With a roll of duct tape, a swiss army knife, and a brain, no technical challenge is insurmountable. At least, according to MacGyver. Still, the show pays tribute, in part, to the archetypal twentieth century tinker. The kind of guy who uses paper clips for resistors in household wiring and a jury rigged lawn mower for an outboard boat engine.

Currently, I'm driving the result of one such individual ( Frankenheap ), as my car gave up yesterday. In my own make shift moment, I used a handful of tums shaken up in a water bottle to clean the contacts on the battery.

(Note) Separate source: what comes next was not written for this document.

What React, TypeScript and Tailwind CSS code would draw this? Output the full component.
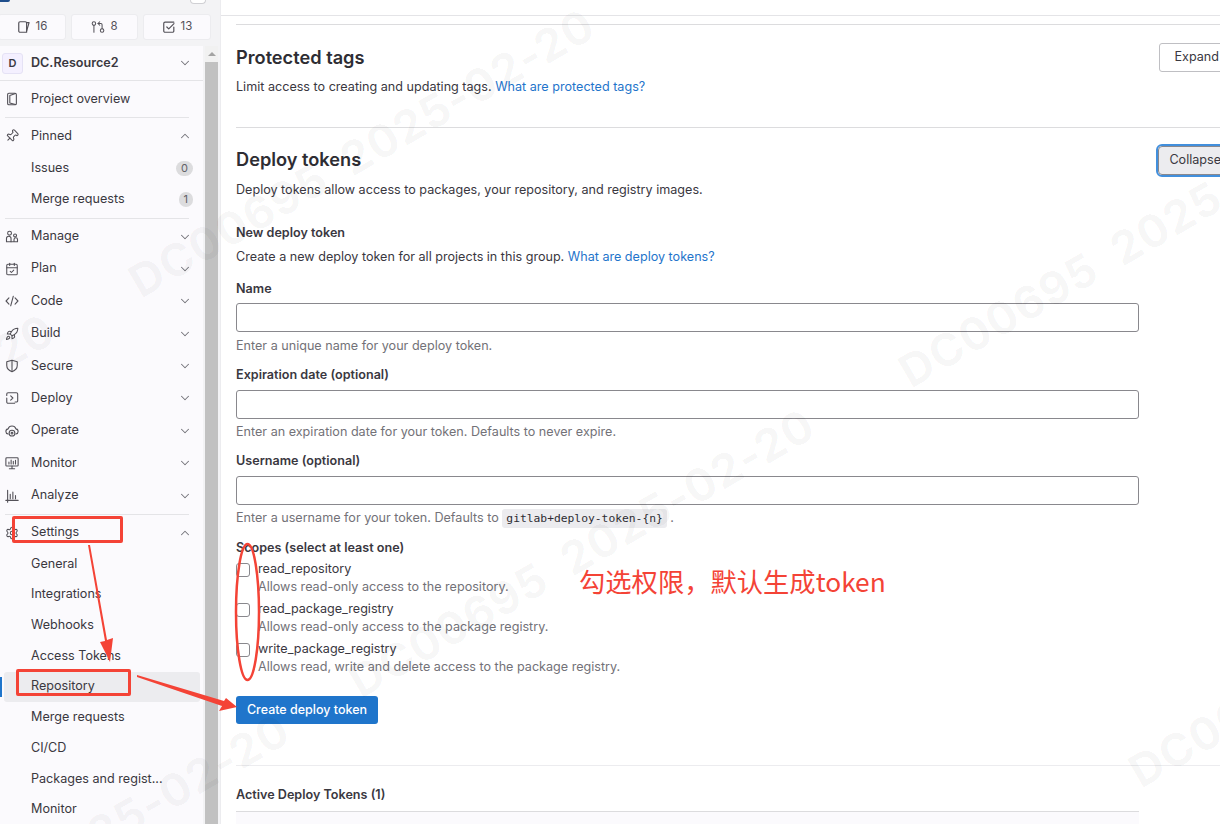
import { ChevronDown, ChevronUp, Pin, Rocket, Settings, CalendarCheck, GitPullRequestArrow } from 'lucide-react'
import type { ReactNode } from 'react'

const svgProps = {
    width: 14,
    height: 14,
    viewBox: '0 0 16 16',
    fill: 'none',
    stroke: 'currentColor',
    strokeWidth: 1.25,
    strokeLinecap: 'round' as const,
    strokeLinejoin: 'round' as const,
}

function OverviewIcon() {
    return (
        <svg {...svgProps}>
            <path d="M4.500 1.500h7a1.500 1.500 0 0 1 1.500 1.500v10a1.500 1.500 0 0 1-1.500 1.500h-7A1.500 1.500 0 0 1 3 13V3a1.500 1.500 0 0 1 1.500-1.500Z" />
            <path d="M5.500 4 12 1.700M5.500 4v8.500L12 14.300" />
        </svg>
    )
}

function UsersIcon() {
    return (
        <svg {...svgProps}>
            <circle cx="5.200" cy="3.700" r="2.200" />
            <circle cx="11.500" cy="6.200" r="1.700" />
            <path d="M1.700 13.500V9.700a2.600 2.600 0 0 1 5.200 0v3.800Z" />
            <path d="M6.900 13.500h7.400v-2.700a2 2 0 0 0-4 0v2.700" />
        </svg>
    )
}

function CodeIcon() {
    return (
        <svg {...svgProps}>
            <path d="M4.500 4.500 1.200 8l3.300 3.500M11.500 4.500 14.800 8l-3.300 3.500M9.500 2.500l-3 11" />
        </svg>
    )
}

function ShieldIcon() {
    return (
        <svg {...svgProps}>
            <path d="M2 3.200 8 1.500l6 1.700v4.300c0 3.400-2.600 5.800-6 7-3.400-1.200-6-3.600-6-7Z" />
            <path d="M8 1.800v12.400" />
        </svg>
    )
}

function DeployIcon() {
    return (
        <svg {...svgProps}>
            <path d="M2 5V3.500A1.500 1.500 0 0 1 3.500 2H13a1.500 1.500 0 0 1 1.500 1.500V11a1.500 1.500 0 0 1-1.500 1.500h-1.500" />
            <path d="M2 8v4.500A1.500 1.500 0 0 0 3.500 14H11" />
            <path d="m6.500 5.500 2.500 2.500-2.500 2.500" />
        </svg>
    )
}

function OperateIcon() {
    return (
        <svg {...svgProps}>
            <path d="M3.500 11.500A3 3 0 0 1 1 8.600a3 3 0 0 1 2.600-3 4.600 4.600 0 0 1 8.800 0 3 3 0 0 1 2.600 3 3 3 0 0 1-2.500 2.900" />
            <circle cx="8" cy="10.500" r="3.300" />
            <circle cx="8" cy="10.500" r="1" />
        </svg>
    )
}

function MonitorIcon() {
    return (
        <svg {...svgProps}>
            <rect x="1" y="2" width="14" height="9.500" rx="1" />
            <path d="M5 14.500h6M8 11.500v3M4.500 9V7M7 9V4.500M9.500 9V6M12 9V5" />
        </svg>
    )
}

function AnalyzeIcon() {
    return (
        <svg {...svgProps}>
            <path d="M1 13h14M3 1.500V15M6 11V6M9 11V3.500M12 11V7.500" />
        </svg>
    )
}

function IssueIcon() {
    return (
        <svg {...svgProps} strokeWidth={1.35}>
            <path d="M2 3.500A1.500 1.500 0 0 1 3.500 2h6A1.500 1.500 0 0 1 11 3.500V14H3.500A1.500 1.500 0 0 1 2 12.500Z" />
            <path d="M11 3h2.800L11 12.500" />
        </svg>
    )
}

function TodoIcon() {
    return (
        <svg {...svgProps} strokeWidth={1.35}>
            <path d="M13.500 8v4.500a1.500 1.500 0 0 1-1.500 1.500H3.500A1.500 1.500 0 0 1 2 12.500V4a1.500 1.500 0 0 1 1.500-1.500h10" />
            <path d="m5.500 8 2.200 2.200 6-6" />
        </svg>
    )
}

function NavRow({ icon, label, open }: { icon: ReactNode; label: string; open?: boolean }) {
    return (
        <div className="flex h-[32.4px] items-center pl-[5px] pr-[11px] text-[12.6px] text-[#3a383f]">
            <span className="flex w-[26px] shrink-0 text-[#535158]">{icon}</span>
            <span className="flex-1">{label}</span>
            {open === undefined ? null : open ? (
                <ChevronUp size={14} strokeWidth={1.75} className="text-[#737278]" />
            ) : (
                <ChevronDown size={14} strokeWidth={1.75} className="text-[#737278]" />
            )}
        </div>
    )
}

function SubRow({ label, badge, active }: { label: string; badge?: string; active?: boolean }) {
    return (
        <div className={`flex h-[30.7px] items-center pr-[10px] text-[12.6px] text-[#3a383f] ${active ? 'ml-[4px] mr-[3px] rounded-[3px] bg-[#ececef] pl-[27px]' : 'pl-[31px]'}`}>
            <span className="flex-1">{label}</span>
            {badge ? <span className="flex h-[15px] min-w-[14px] items-center justify-center rounded-full bg-[#dcdcde] px-[5px] text-[11px] text-[#626168]">{badge}</span> : null}
        </div>
    )
}

function Divider() {
    return <div className="my-[1.8px] ml-[5px] mr-[14px] h-px bg-[#e4e4e7]" />
}

function Sidebar() {
    return (
        <aside className="flex w-[220px] shrink-0 flex-col overflow-hidden bg-[#f3f3f5]">
            <div className="flex h-[14px] shrink-0 items-start justify-between">
                <div className="h-[2px] w-[10px] rounded-br bg-[#1f4e8c]" />
                <div className="mr-[14px] h-[4px] w-[16px] rounded-b-full border border-t-0 border-[#d0d0d4] bg-white" />
            </div>
            <div className="flex h-[26px] shrink-0 gap-[5px] pr-[7px]">
                <div className="-ml-[2px] flex w-[68px] items-center justify-center gap-[5px] rounded-[3px] border border-[#ececef] bg-[#fbfafd] text-[11.5px] text-[#535158]">
                    <IssueIcon />
                    16
                </div>
                <div className="flex w-[67px] items-center justify-center gap-[5px] rounded-[3px] border border-[#ececef] bg-[#fbfafd] text-[11.5px] text-[#535158]">
                    <GitPullRequestArrow size={14} strokeWidth={1.75} />
                    8
                </div>
                <div className="flex w-[68px] items-center justify-center gap-[5px] rounded-[3px] border border-[#ececef] bg-[#fbfafd] text-[11.5px] text-[#535158]">
                    <TodoIcon />
                    13
                </div>
            </div>
            <div className="mt-[6px] flex flex-1">
                <div className="w-[203px] bg-[#fbfafd]">
                    <div className="flex h-[35px] items-center border-b border-[#e4e4e7] pl-[2px] pr-[11px]">
                        <div className="mr-[8px] flex h-[21px] w-[21px] items-center justify-center rounded-[3px] border border-[#e5e2f5] bg-[#f4f0ff] text-[11px] font-semibold text-[#3a383f]">D</div>
                        <span className="flex-1 text-[12.6px] font-semibold text-[#3a383f]">DC.Resource2</span>
                        <ChevronDown size={14} strokeWidth={1.75} className="text-[#737278]" />
                    </div>
                    <div className="pt-[2px]">
                        <NavRow icon={<OverviewIcon />} label="Project overview" />
                        <Divider />
                        <NavRow icon={<Pin size={14} strokeWidth={1.8} className="rotate-45" />} label="Pinned" open />
                        <div className="pt-px pb-px">
                            <SubRow label="Issues" badge="0" />
                            <SubRow label="Merge requests" badge="1" />
                        </div>
                        <Divider />
                        <NavRow icon={<UsersIcon />} label="Manage" open={false} />
                        <NavRow icon={<CalendarCheck size={14} strokeWidth={1.8} />} label="Plan" open={false} />
                        <NavRow icon={<CodeIcon />} label="Code" open={false} />
                        <NavRow icon={<Rocket size={14} strokeWidth={1.8} />} label="Build" open={false} />
                        <NavRow icon={<ShieldIcon />} label="Secure" open={false} />
                        <NavRow icon={<DeployIcon />} label="Deploy" open={false} />
                        <NavRow icon={<OperateIcon />} label="Operate" open={false} />
                        <NavRow icon={<MonitorIcon />} label="Monitor" open={false} />
                        <NavRow icon={<AnalyzeIcon />} label="Analyze" open={false} />
                        <Divider />
                        <NavRow icon={<Settings size={14} strokeWidth={1.8} />} label="Settings" open />
                        <SubRow label="General" />
                        <SubRow label="Integrations" />
                        <SubRow label="Webhooks" />
                        <SubRow label="Access Tokens" />
                        <div className="relative">
                            <div className="absolute left-0 top-[5px] h-[20px] w-[2px] bg-[#1f75cb]" />
                            <SubRow label="Repository" active />
                        </div>
                        <SubRow label="Merge requests" />
                        <SubRow label="CI/CD" />
                        <SubRow label="Packages and regist..." />
                        <SubRow label="Monitor" />
                    </div>
                </div>
                <div className="ml-[2px] flex w-[13px] flex-col bg-[#f1f1f1]">
                    <div className="flex h-[16px] items-center justify-center">
                        <div className="h-0 w-0 border-x-[4px] border-b-[4px] border-x-transparent border-b-[#a3a3a3]" />
                    </div>
                    <div className="flex-1 bg-[#c1c1c1]" />
                </div>
            </div>
        </aside>
    )
}

function HelpText({ children }: { children: ReactNode }) {
    return <p className="text-[12.6px] leading-[18px] text-[#737278]">{children}</p>
}

function Field({ label, help, tight }: { label: string; help: ReactNode; tight?: boolean }) {
    return (
        <div className="h-[86px]">
            <label className={`block text-[12.6px] font-semibold leading-[18px] text-[#3a383f] ${tight ? 'h-[23px]' : 'h-[24px]'}`}>{label}</label>
            <input className="block h-[29px] w-[903px] rounded-[3px] border border-[#89888d] bg-white" />
            <div className={tight ? 'mt-[5px]' : 'mt-[4px]'}>
                <HelpText>{help}</HelpText>
            </div>
        </div>
    )
}

function Scope({ name, help }: { name: string; help: string }) {
    return (
        <div className="flex h-[40px] gap-[7px]">
            <div className="mt-[3px] h-[14px] w-[14px] shrink-0 rounded-[3px] border border-[#89888d] bg-white" />
            <div className="pl-px">
                <div className="text-[12.6px] leading-[18px] text-[#3a383f]">{name}</div>
                <HelpText>{help}</HelpText>
            </div>
        </div>
    )
}

function Main() {
    return (
        <main className="flex-1 border-l border-[#ececef] bg-white">
            <div className="mt-[15px] h-px w-[1000px] bg-[#e4e4e7]" />
            <div className="ml-[15px] w-[1000px]">
                <div className="mt-[8px] h-px bg-[#dcdcde]" />
                <section className="flex h-[102px] w-[998px] justify-between pt-[19px]">
                    <div>
                        <h2 className="text-[18.2px] font-semibold leading-[26px] text-[#2e2d33]">Protected tags</h2>
                        <p className="mt-[8px] text-[12.6px] leading-[18px] text-[#3a383f]">
                            Limit access to creating and updating tags. <a className="text-[#1f75cb]">What are protected tags?</a>
                        </p>
                    </div>
                    <button className="-mt-px h-[29px] rounded-[3px] border border-[#bfbfc3] bg-white px-[14px] text-[12.6px] text-[#3a383f]">Expand</button>
                </section>
                <div className="h-px bg-[#dcdcde]" />
                <section className="flex h-[96px] w-[996px] justify-between pt-[18px]">
                    <div>
                        <h2 className="text-[18.2px] font-semibold leading-[26px] text-[#2e2d33]">Deploy tokens</h2>
                        <p className="mt-[9px] text-[12.6px] leading-[18px] text-[#3a383f]">Deploy tokens allow access to packages, your repository, and registry images.</p>
                    </div>
                    <button className="h-[29px] rounded-[4px] border border-[#89888d] bg-[#ececef] px-[10px] text-[12.6px] text-[#3a383f] outline-2 outline-[#428fdc]">Collapse</button>
                </section>
                <h3 className="h-[24px] text-[12.6px] font-semibold leading-[18px] text-[#3a383f]">New deploy token</h3>
                <p className="h-[32px] text-[12.6px] leading-[18px] text-[#3a383f]">
                    Create a new deploy token for all projects in this group. <a className="text-[#1f75cb]">What are deploy tokens?</a>
                </p>
                <Field tight label="Name" help="Enter a unique name for your deploy token." />
                <Field label="Expiration date (optional)" help="Enter an expiration date for your token. Defaults to never expire." />
                <Field
                    label="Username (optional)"
                    help={
                        <>
                            Enter a username for your token. Defaults to{' '}
                            <code className="rounded-[3px] bg-[#ececef] px-[4px] py-[3px] font-['DejaVu_Sans_Mono',monospace] text-[11.3px] text-[#2e2d33]">gitlab+deploy-token-{'{n}'}</code> .
                        </>
                    }
                />
                <h3 className="mt-px h-[21px] text-[12.6px] font-semibold leading-[18px] text-[#3a383f]">Scopes (select at least one)</h3>
                <Scope name="read_repository" help="Allows read-only access to the repository." />
                <Scope name="read_package_registry" help="Allows read-only access to the package registry." />
                <Scope name="write_package_registry" help="Allows read, write and delete access to the package registry." />
                <button className="mt-[16px] h-[28px] w-[142px] rounded-[3px] bg-[#1f75cb] text-[12.5px] font-medium text-white">Create deploy token</button>
                <div className="mt-[41px] h-px bg-[#ececef]" />
                <h3 className="mt-[20px] h-[25px] text-[12.6px] font-semibold leading-[18px] text-[#3a383f]">Active Deploy Tokens (1)</h3>
                <div className="h-[14px] w-[903px] border-t border-[#dcdcde] bg-[#fbfafd]" />
            </div>
        </main>
    )
}

const marks = [
    'left-[145px] top-[258px]',
    'left-[915px] top-[348px]',
    'left-[365px] top-[658px]',
    'left-[-160px] top-[963px]',
    'left-[1145px] top-[748px]',
    'left-[-395px] top-[563px]',
]

// 水印和红色标注都盖在页面上
function Overlay() {
    return (
        <div className="pointer-events-none absolute inset-0 overflow-hidden">
            <div className="absolute left-[12px] top-[516px] h-[27px] w-[111px] rounded-[2px] border-[3px] border-[#f44336]" />
            <div className="absolute left-[16px] top-[669px] h-[27px] w-[115px] rounded-[2px] border-[3px] border-[#f44336]" />
            <svg className="absolute inset-0" width="1220" height="824" viewBox="0 0 1220 824">
                <polygon points="88,545 90,545 107,640 113,638 110,662 100,642 105,641" fill="#f44336" />
                <polygon points="137,675 224,701 226,698 237,707 219,711 222,706 137,677" fill="#f44336" />
                <ellipse cx="247.500" cy="612" rx="11.500" ry="68" fill="none" stroke="#f44336" strokeWidth="2.500" />
            </svg>
            <div className="absolute left-[579px] top-[564px] font-['Noto_Sans_CJK_SC','Noto_Sans',sans-serif] text-[26.3px] leading-[34px] text-[#f44336]">勾选权限，默认生成token</div>
            {marks.map((pos) => (
                <div key={pos} className={`absolute ${pos} origin-bottom-left rotate-[-30deg] whitespace-pre text-[45px] font-bold leading-[48px] tracking-[1px] text-black/[0.04]`}>
                    DC00695  2025-02-20
                </div>
            ))}
        </div>
    )
}

export default function App() {
    return (
        <div className="relative flex h-[824px] w-[1220px] overflow-hidden bg-white font-['Inter',sans-serif]">
            <Sidebar />
            <Main />
            <Overlay />
        </div>
    )
}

While the problem went deeper, my unofficial substitute for the more commonly used baking soda was alkali enough to squeeze out a enough trapped potential to get the window up.

When I explained my antacid trick to a mechanic, he looked at me like I'd grown two heads. Mechanics usually love stuff like that; or they used to. The art of the jury rig seems to be held in less esteem than it once was. Now, when you explain a fix you're happy with to someone, more often than not they ask why you didn't call a professional.

As technology gets more complex, it seems as if most people have simply given up understanding it. A friend believes that the minds that once made the best engineers now play with computers instead. The virtual world does seem to give a better tinker bang for the effort; less scrap to clean up, quicker turnaround. It's a bothersome thought.

So, today, Ken Jones of New Zealand gets his name in the paper for using a kitchen wok in place of a $20,000 piece of communication equipment. Cheers Ken, you made my day.